Skip the lox, which is too salty for babies. Egg whites are a potential high allergy food, so when having them for the first time, do it at a time when you can be keeping an eye on them for at least an hour—so not right before bed.
Put some small yellow or red potatoes in a large pot and cover with cold water by about an inch. Add a big spoonful of salt, bring to a boil, reduce to a simmer, then cook uncovered until tender, 10-15 minutes. Scoop out the potatoes with a slotted spoon and set aside.
Bring the water back to a boil and blanch some green beans for 2-3 minutes. Scoop out the green beans and set aside.
Drain all but a half inch of water from the pot. Bring it back to a boil, add 4 eggs, cover and cook at medium heat for 8 minutes. Put the eggs in a bowl of cold water to cool down.
While stuff is boiling, make a vinaigrette: in a small jar, add 1 tablespoon red wine vinegar, 3 tablespoons olive oil, 1 tablespoon dijon mustard, and 1 small shallot finely chopped (you can skip the shallot if you don’t feel like chopping). Shake vigorously.
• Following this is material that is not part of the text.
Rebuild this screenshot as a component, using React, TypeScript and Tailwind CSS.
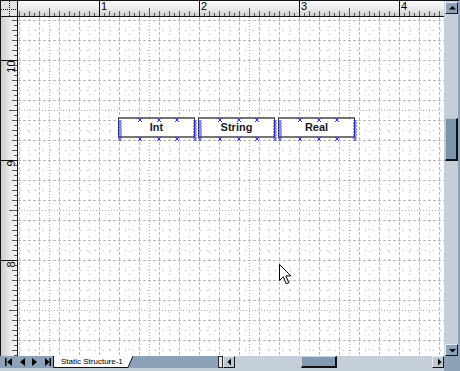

Everything up to this point you can prep in advance. When you’re ready to eat, spread out on a plate: the potatoes (sliced), green beans, hard boiled eggs quartered, some kalamata olives, capers, chopped tomatoes, sliced radishes, and a can of oil-packed tuna. Drizzle vinaigrette over everything.
Set aside some of the green beans and hard boiled eggs before you dress the salad (dressed is also fine, just messier!). If this is your baby's first time eating egg, make sure to do it at a time when you can observe them for at least an hour since egg whites are a potential allergen (or just serve the yolk if you can't observe for an hour). It's also okay to give the baby a little tuna, but limit how often you give it because of mercury concerns.
For this meal, do not feed to babies younger than 3 months old because of concerns around naturally occurring nitrites in green beans. The usual age for introducing solids is 6 months, so this should not be an issue anyway.